Introduction

Purpose

The OWASP Autonomous Penetration Testing Standard (APTS) defines governance requirements for autonomous pentesting platforms to operate safely, transparently, and within defined boundaries.

This is a governance framework, not a testing methodology. It complements existing standards (PTES, OWASP WSTG, OSSTMM) by addressing challenges unique to autonomous operation: scope enforcement, safe autonomy, manipulation resistance, and accountability.

Scope

APTS applies to autonomous pentesting systems that:

This includes SaaS platforms, on-premises tools, cloud-native systems, integrated security orchestration platforms with autonomous testing capabilities, and in-house platforms that enterprise security teams build and operate for testing their own organization.

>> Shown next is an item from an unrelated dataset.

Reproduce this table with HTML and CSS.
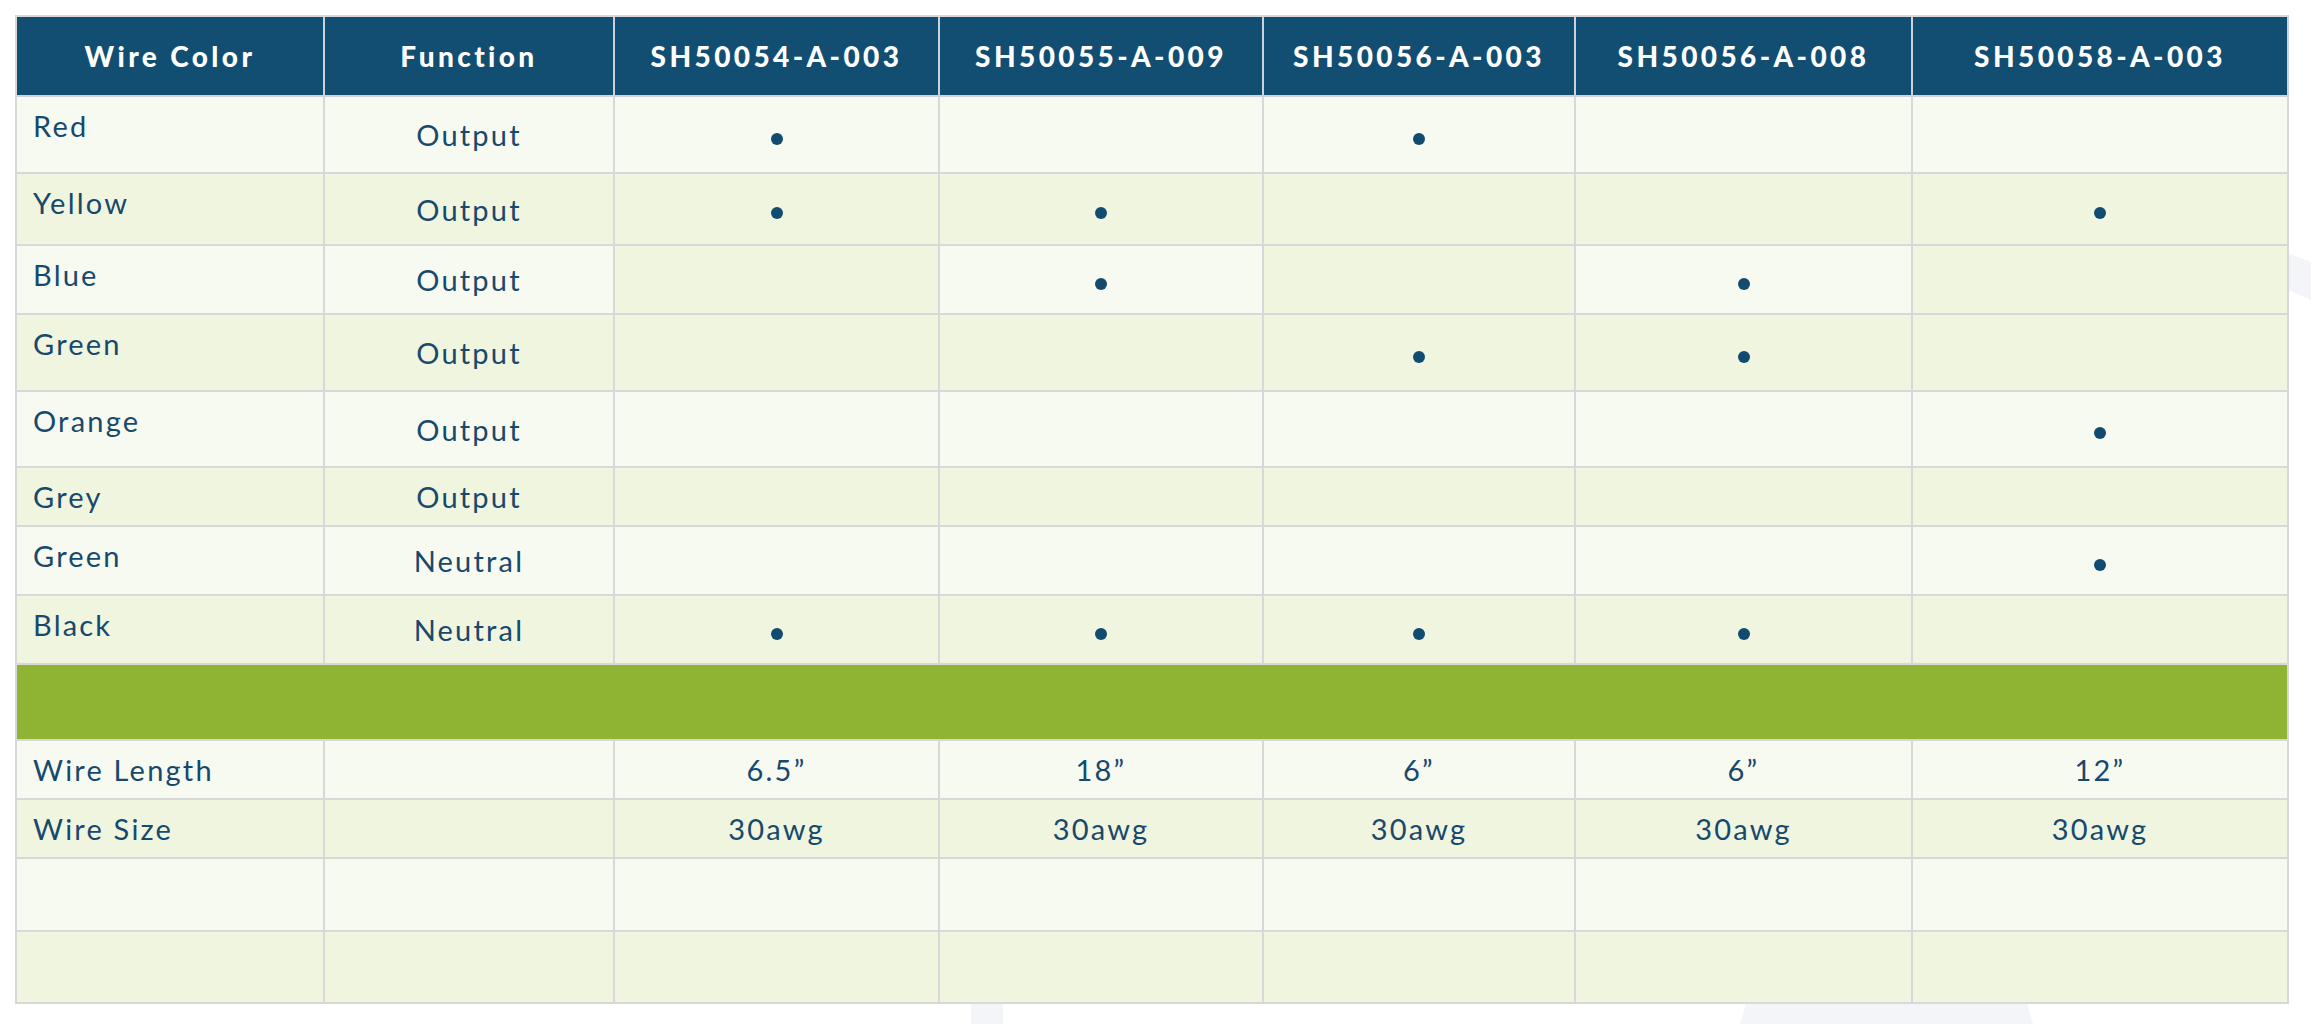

APTS does not cover manual pentesting, isolated lab testing, SAST/DAST tools, bug bounty programs, human-led red team exercises, purple team operations (unless the autonomous tool is the attacker component), or vulnerability disclosure programs.

Deployment Models

APTS requirements are deployment-model agnostic and apply identically to the three common ways autonomous pentest platforms are delivered and operated:

  1. Vendor-delivered platform. A product vendor builds the platform and ships it to customers as SaaS or on-premises software. The vendor assesses the platform against APTS and publishes conformance claims to customers.
  2. Service-operated platform. A service provider (consultancy, MSSP, or managed red-team service) operates an autonomous platform on behalf of client engagements. The service provider assesses the platform and stands behind its conformance in service agreements.
  3. In-house enterprise platform. An enterprise security team builds or integrates an autonomous platform for testing its own organization's systems. The security team assesses the platform against APTS as its internal governance baseline, and MAY publish its conformance claim to downstream customers as a trust signal in trust center pages, security whitepapers, customer security questionnaires, or SOC 2 complementary user entity control narratives.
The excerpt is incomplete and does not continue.